I was much more impressed with Cidade Inteligente Búzios, in Rio de Janeiro, highlighted in the energy category. Rather than consisting of a single strategy, this "smart city" project involves an array of approaches to reduce energy consumption and carbon emissions, including development of urban solar and micro wind farms; installation of smart meters and a new computerized smart grid; installation of LED lamps for street-lighting, powered by renewable energy sources; increased energy efficiency measures in public buildings; solar panels on rooftops across the city; variable, demand-sensitive consumer pricing for electricity; incentives for greener transportation; and a pilot program featuring electric cars and bikes. Bravo. Among other energy projects cited in the report are a biomass-fueled heat and power research project at the University of British Columbia, Chicago’s urban solar plant and, notably, a small-scale project to create a community-owned solar collective in a distressed area of London.
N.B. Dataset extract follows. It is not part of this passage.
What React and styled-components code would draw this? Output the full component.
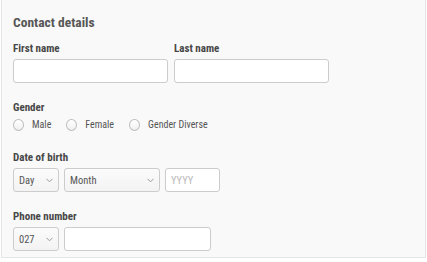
import React from "react";
import styled, { createGlobalStyle } from "styled-components";

const Global = createGlobalStyle`
  html, body { margin: 0; padding: 0; background: #ffffff; }
  body { font-family: "Roboto Condensed", "Liberation Sans", sans-serif; }
  * { box-sizing: border-box; }
`;

const Panel = styled.section`
  margin-left: 1px;
  width: 425px;
  height: 258px;
  background: #f9f9f9;
  border-left: 1px solid #e6e6e6;
  border-right: 1px solid #e6e6e6;
  border-bottom: 1px solid #e6e6e6;
  padding: 14px 0 0 11px;
  display: flex;
  flex-direction: column;
`;

const Heading = styled.h2`
  margin: 0;
  font-size: 13.5px;
  line-height: 16px;
  font-weight: 700;
  color: #575757;
`;

const Section = styled.div`
  margin-top: ${(p) => p.$top || 18}px;
  display: flex;
  flex-direction: column;
`;

const Label = styled.div`
  font-size: 11px;
  line-height: 13px;
  font-weight: 700;
  color: #474747;
  margin-bottom: ${(p) => (p.$tight ? 3 : 4)}px;
`;

const Row = styled.div`
  display: flex;
  gap: ${(p) => p.$gap || 5}px;
  align-items: center;
`;

const Field = styled.div`
  display: flex;
  flex-direction: column;
`;

const TextInput = styled.input`
  width: ${(p) => p.$w}px;
  height: 24px;
  border: 1px solid #cccccc;
  border-radius: 3px;
  background: #ffffff;
  padding: 0 5px;
  font: inherit;
  font-size: 10.5px;
  color: #555;
  outline: none;
  &::placeholder { color: #b8b8b8; }
`;

const SelectBox = styled.div`
  width: ${(p) => p.$w}px;
  height: 24px;
  border: 1px solid #cccccc;
  border-radius: 3px;
  background: linear-gradient(#fbfbfb, #f3f3f3);
  padding: 0 5px;
  display: flex;
  align-items: center;
  justify-content: space-between;
  font-size: 10.5px;
  color: #555555;
`;

const Chevron = () => (
  <svg width="7" height="5" viewBox="0 0 7 5">
    <polyline points="0.5,0.8 3.5,3.8 6.5,0.8" fill="none" stroke="#9a9a9a" strokeWidth="1" />
  </svg>
);

const RadioRow = styled.div`
  display: flex;
  align-items: center;
  height: 16px;
`;

const RadioItem = styled.label`
  display: flex;
  align-items: center;
  gap: 8px;
  margin-right: 15px;
  font-size: 10px;
  line-height: 16px;
  color: #555555;
`;

const RadioCircle = styled.span`
  width: 11px;
  height: 12px;
  border-radius: 50%;
  border: 1px solid #bdbdbd;
  background: linear-gradient(#ffffff, #f0f0f0);
  display: inline-block;
`;

const Select = ({ w, value }) => (
  <SelectBox $w={w}>
    <span>{value}</span>
    <Chevron />
  </SelectBox>
);

export default function App() {
  return (
    <>
      <Global />
      <Panel>
        <Heading>Contact details</Heading>
        <Section $top={12}>
          <Row $gap={6}>
            <Field>
              <Label>First name</Label>
              <TextInput $w={155} />
            </Field>
            <Field>
              <Label>Last name</Label>
              <TextInput $w={155} />
            </Field>
          </Row>
        </Section>
        <Section>
          <Label $tight>Gender</Label>
          <RadioRow>
            <RadioItem><RadioCircle />Male</RadioItem>
            <RadioItem><RadioCircle />Female</RadioItem>
            <RadioItem><RadioCircle />Gender Diverse</RadioItem>
          </RadioRow>
        </Section>
        <Section>
          <Label>Date of birth</Label>
          <Row>
            <Select w={46} value="Day" />
            <Select w={96} value="Month" />
            <TextInput $w={55} placeholder="YYYY" />
          </Row>
        </Section>
        <Section>
          <Label>Phone number</Label>
          <Row>
            <Select w={46} value="027" />
            <TextInput $w={147} />
          </Row>
        </Section>
      </Panel>
    </>
  );
}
Another project in Singapore, the US $2.6 billion Deep Tunnel Sewage System features another very, very big concrete pipe running 48 kilometers. This one ends at a massive water reclamation facility said to be capable of daily treating 176 million gallons, equivalent to 320 Olympic-sized swimming pools, of used water that is then discharged into the sea through deep-sea outfall pipes or channeled to a reclamation plant on the roof:
There it is further purified through advanced membrane technologies into NEWater, Singapore’s own brand of reclaimed water. The new system works entirely by gravity, doing away with the need for pumping stations and eliminating the risk of overflows of used water. The project frees up land for other developments, and employs advanced technology that in some cases uses only a third of the present system’s footprint.
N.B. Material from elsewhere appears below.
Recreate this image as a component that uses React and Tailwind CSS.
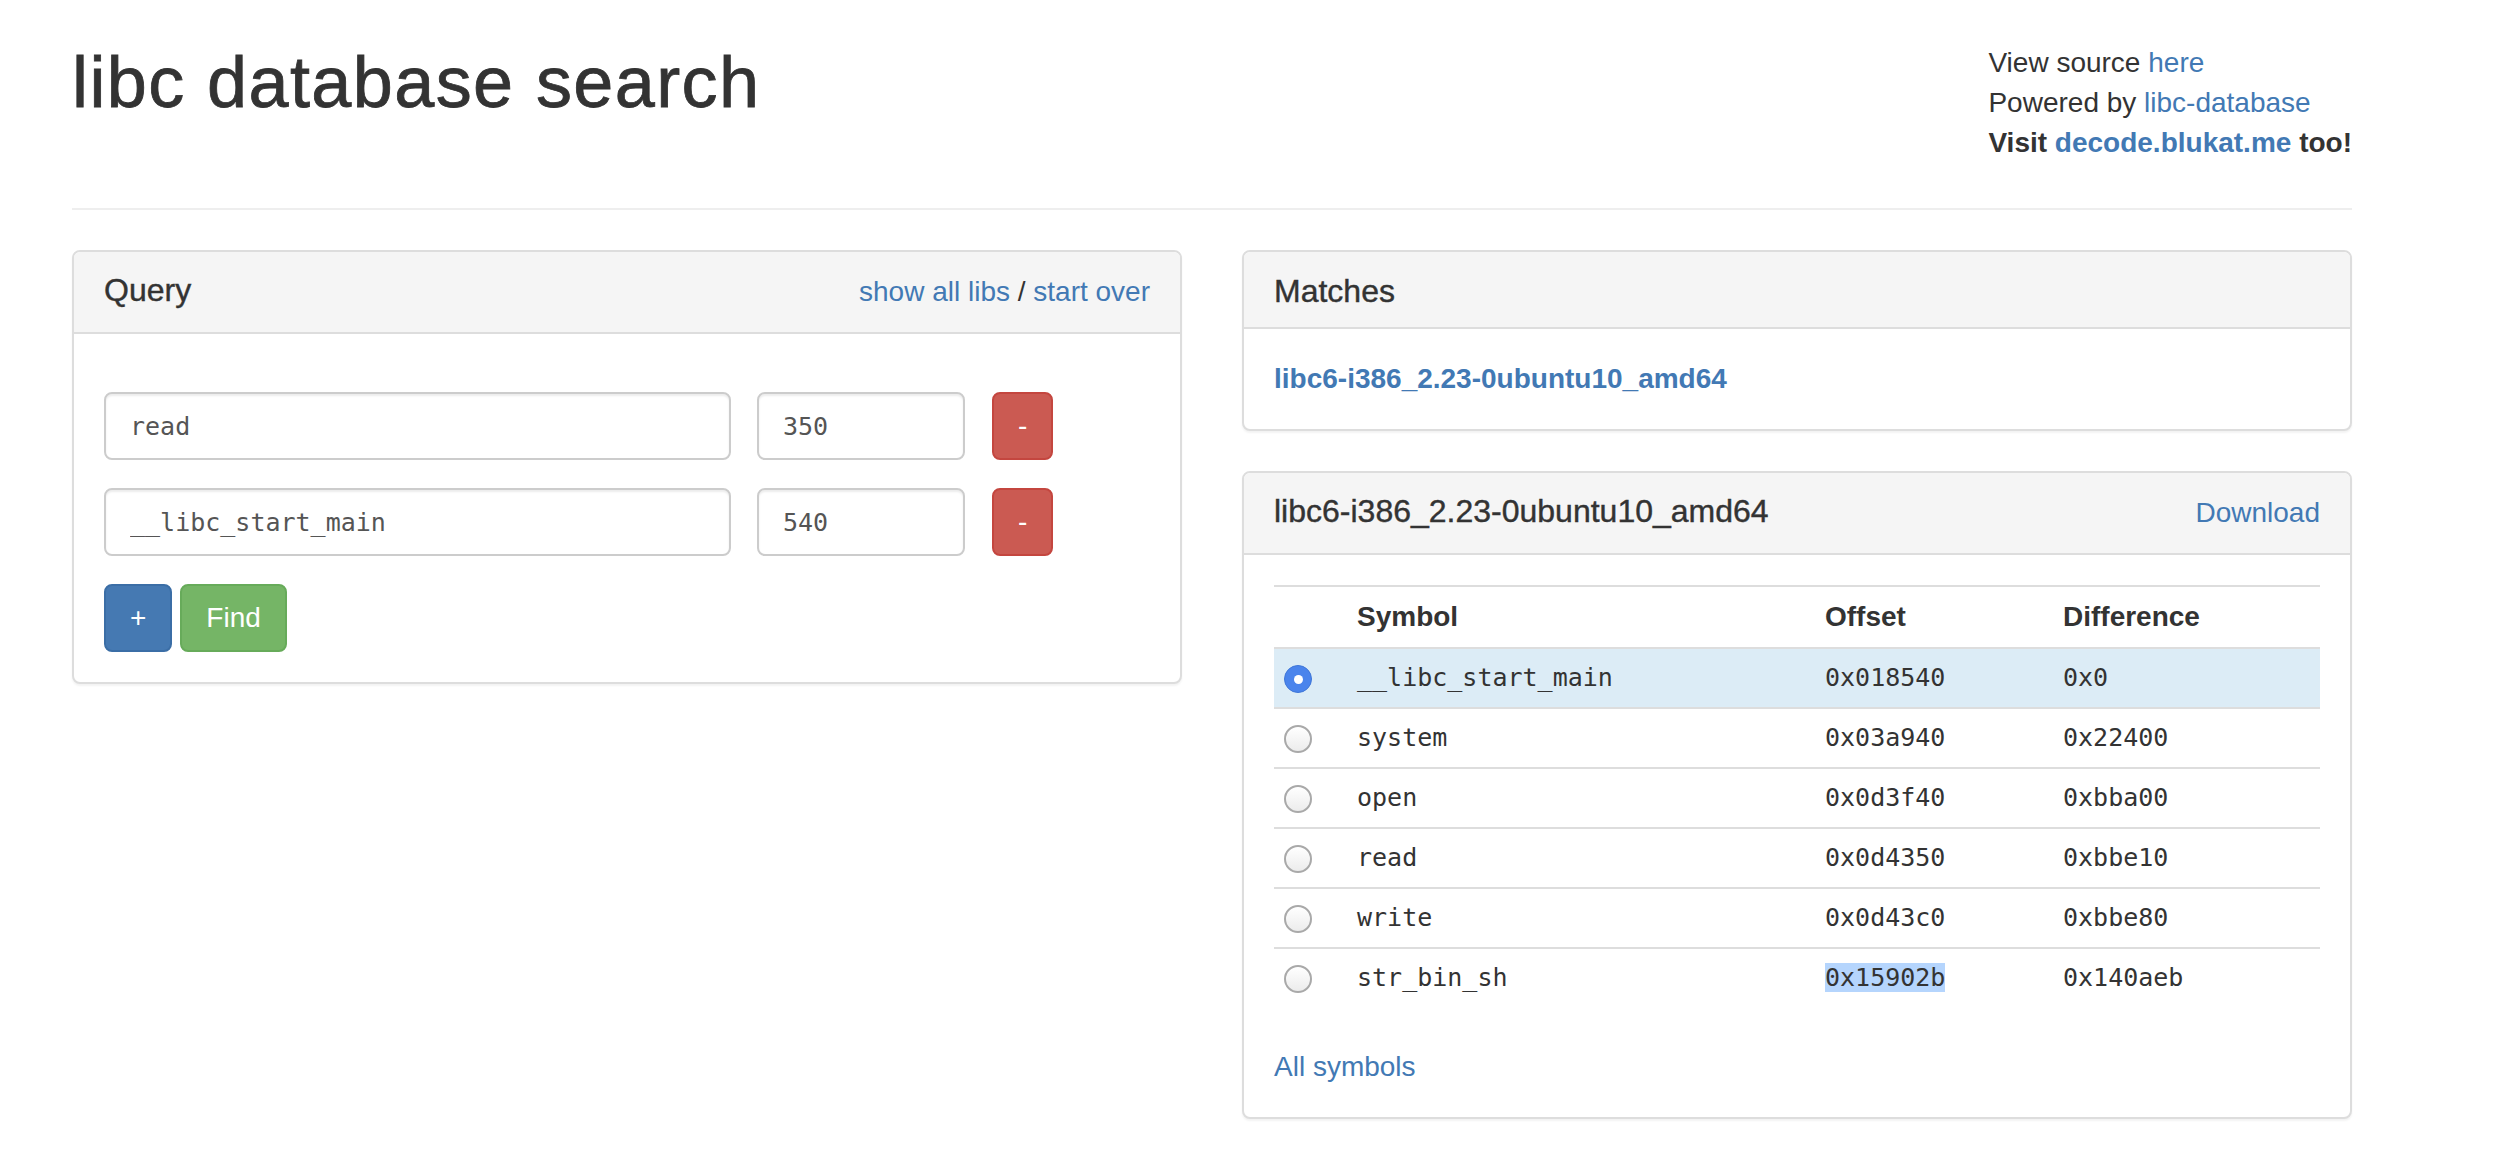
import React from 'react';

const sans = "font-['Liberation_Sans',Arial,sans-serif]";
const mono = "font-['DejaVu_Sans_Mono','Liberation_Mono',monospace]";

const queryRows = [
  { name: "read", offset: "350" },
  { name: "__libc_start_main", offset: "540" }
];

const symbols = [
  { name: "__libc_start_main", offset: "0x018540", diff: "0x0", selected: true },
  { name: "system", offset: "0x03a940", diff: "0x22400" },
  { name: "open", offset: "0x0d3f40", diff: "0xbba00" },
  { name: "read", offset: "0x0d4350", diff: "0xbbe10" },
  { name: "write", offset: "0x0d43c0", diff: "0xbbe80" },
  { name: "str_bin_sh", offset: "0x15902b", diff: "0x140aeb", highlight: true }
];

function Panel({ children, className = "" }) {
  return (
    <div className={`bg-white border-2 border-[#ddd] rounded-[8px] shadow-[0_2px_2px_rgba(0,0,0,0.05)] overflow-hidden ${className}`}>
      {children}
    </div>
  );
}

function Radio({ checked }) {
  if (checked) {
    return (
      <span className="flex items-center justify-center w-[28px] h-[28px] rounded-full bg-[#4a84ec] border border-[#3f76d8]">
        <span className="w-[9px] h-[9px] rounded-full bg-white" />
      </span>
    );
  }
  return (
    <span className="block w-[28px] h-[28px] rounded-full border-2 border-[#a9a9a9] bg-linear-to-b from-white to-[#ececec]" />
  );
}

export default function App() {
  return (
    <div className={`min-h-screen bg-white text-[#333] ${sans} pl-[72px]`}>
      <div className="w-[2280px]">
        {/* Page header */}
        <div className="flex justify-between items-start pt-[43px] pb-[45px] border-b-2 border-[#eee]">
          <h1 className="text-[72px] leading-[79.2px] font-normal tracking-[1.4px] [-webkit-text-stroke:0.8px_#333] m-0">libc database search</h1>
          <div className="text-[28px] leading-[40px]">
            <div>View source <a className="text-[#4279b4]">here</a></div>
            <div>Powered by <a className="text-[#4279b4]">libc-database</a></div>
            <div className="font-bold">Visit <a className="text-[#4279b4]">decode.blukat.me</a> too!</div>
          </div>
        </div>

        <div className="grid grid-cols-2 gap-x-[60px] mt-[40px] items-start">
          {/* Query */}
          <Panel>
            <div className="flex justify-between items-baseline bg-[#f5f5f5] border-b-2 border-[#ddd] px-[30px] py-[20px] leading-[40px]">
              <span className="text-[32px] leading-[35.2px] [-webkit-text-stroke:0.4px_#333]">Query</span>
              <span className="text-[28px]">
                <a className="text-[#4279b4]">show all libs</a> / <a className="text-[#4279b4]">start over</a>
              </span>
            </div>
            <div className="px-[30px] pt-[58px] pb-[30px] flex flex-col gap-[28px]">
              {queryRows.map((row) => (
                <div key={row.name} className="flex items-center">
                  <input
                    readOnly
                    value={row.name}
                    className={`w-[627px] h-[68px] border-2 border-[#ccc] rounded-[8px] px-[24px] text-[25px] text-[#555] ${mono} shadow-[inset_0_2px_2px_rgba(0,0,0,0.075)] outline-none`}
                  />
                  <input
                    readOnly
                    value={row.offset}
                    className={`ml-[26px] w-[208px] h-[68px] border-2 border-[#ccc] rounded-[8px] px-[24px] text-[25px] text-[#555] ${mono} shadow-[inset_0_2px_2px_rgba(0,0,0,0.075)] outline-none`}
                  />
                  <button className="ml-[27px] h-[68px] px-[24px] border-2 border-[#c4463f] bg-[#cb5a52] rounded-[8px] text-white text-[28px] leading-[40px]">
                    -
                  </button>
                </div>
              ))}
              <div className="flex gap-[8px]">
                <button className="h-[68px] px-[24px] border-2 border-[#3b6ea6] bg-[#4579b2] rounded-[8px] text-white text-[28px] leading-[40px]">
                  +
                </button>
                <button className="h-[68px] px-[24px] border-2 border-[#67ab5a] bg-[#75b566] rounded-[8px] text-white text-[28px] leading-[40px]">
                  Find
                </button>
              </div>
            </div>
          </Panel>

          <div className="flex flex-col gap-[40px]">
            {/* Matches */}
            <Panel>
              <div className="bg-[#f5f5f5] border-b-2 border-[#ddd] px-[30px] pt-[22px] pb-[18px]">
                <h3 className="text-[32px] leading-[35.2px] font-normal [-webkit-text-stroke:0.4px_#333] m-0">Matches</h3>
              </div>
              <div className="p-[30px] text-[28px] leading-[40px]">
                <a className="text-[#4279b4] font-bold">libc6-i386_2.23-0ubuntu10_amd64</a>
              </div>
            </Panel>

            {/* Result */}
            <Panel>
              <div className="flex justify-between items-baseline bg-[#f5f5f5] border-b-2 border-[#ddd] px-[30px] py-[20px] leading-[40px]">
                <span className="text-[32px] leading-[35.2px] [-webkit-text-stroke:0.4px_#333]">libc6-i386_2.23-0ubuntu10_amd64</span>
                <a className="text-[28px] text-[#4279b4]">Download</a>
              </div>
              <div className="p-[30px]">
                <table className="w-full table-fixed border-separate border-spacing-0">
                  <colgroup>
                    <col className="w-[73px]" />
                    <col className="w-[468px]" />
                    <col className="w-[238px]" />
                    <col />
                  </colgroup>
                  <thead>
                    <tr className="text-[28px] leading-[40px] font-bold text-left">
                      <th className="px-[10px] py-[10px] border-y-2 border-[#ddd]"></th>
                      <th className="px-[10px] py-[10px] border-y-2 border-[#ddd] text-left">Symbol</th>
                      <th className="px-[10px] py-[10px] border-y-2 border-[#ddd] text-left">Offset</th>
                      <th className="px-[10px] py-[10px] border-y-2 border-[#ddd] text-left">Difference</th>
                    </tr>
                  </thead>
                  <tbody className={`text-[25px] leading-[40px] ${mono}`}>
                    {symbols.map((s, i) => {
                      const cell = `px-[10px] py-[9px] ${i > 0 ? 'border-t-2 border-[#ddd]' : ''} ${s.selected ? 'bg-[#dcecf6]' : ''}`;
                      return (
                        <tr key={s.name}>
                          <td className={cell}>
                            <div className="h-[40px] flex items-center pt-[2px]">
                              <Radio checked={s.selected} />
                            </div>
                          </td>
                          <td className={cell}>{s.name}</td>
                          <td className={cell}>
                            {s.highlight ? <span className="bg-[#b5d5fd]">{s.offset}</span> : s.offset}
                          </td>
                          <td className={cell}>{s.diff}</td>
                        </tr>
                      );
                    })}
                  </tbody>
                </table>
                <div className="mt-[40px] text-[28px] leading-[40px]">
                  <a className="text-[#4279b4]">All symbols</a>
                </div>
              </div>
            </Panel>
          </div>
        </div>
      </div>
    </div>
  );
}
Other projects cited in the waste management category include a number of waste-to-energy plants, including Vancouver’s Energy Garden and Edinburgh’s Zero Waste initiative, which “aims to separate all food waste collections from regular rubbish by 2013, followed by a ban on recyclable waste in landfills by 2015.” That commendable project involves development of an anaerobic digestion facility to process 30,000 tons of waste per year.
Perhaps the most ambitious of all the winners, and certainly the most global, is the BRICS underwater communications cable, a fiber-optics line that will stretch for an astounding 21,000 miles, linking Russia, China, India, South Africa and Brazil with the United States:
In terms of routing, the cable will extend south from Vladivostok on Russia’s Pacific coast through Shantou in China to Singapore. A spur will be built to Chennai, India as the main cable extends further south through Mauritius, on to Cape Town in South Africa, across the south Atlantic to Fortaleza in Brazil and then northward to Jacksonville in the US state of Florida. Extensions to other countries en route, such as Indonesia, will be possible. The cable will . . . interconnect with several other cables, including the soon-to-be- operational West African Cable System and SEACOM on the east African coast.
For details on all of the above, see Infrastructure 100: World Cities Edition on KPMG’s site. Incidentally, after reading all 100 pages of the report, I had to investigate: you’ll be excited to know that the phrase "public private partnership” or its abbreviation "PPP" appears 84 times.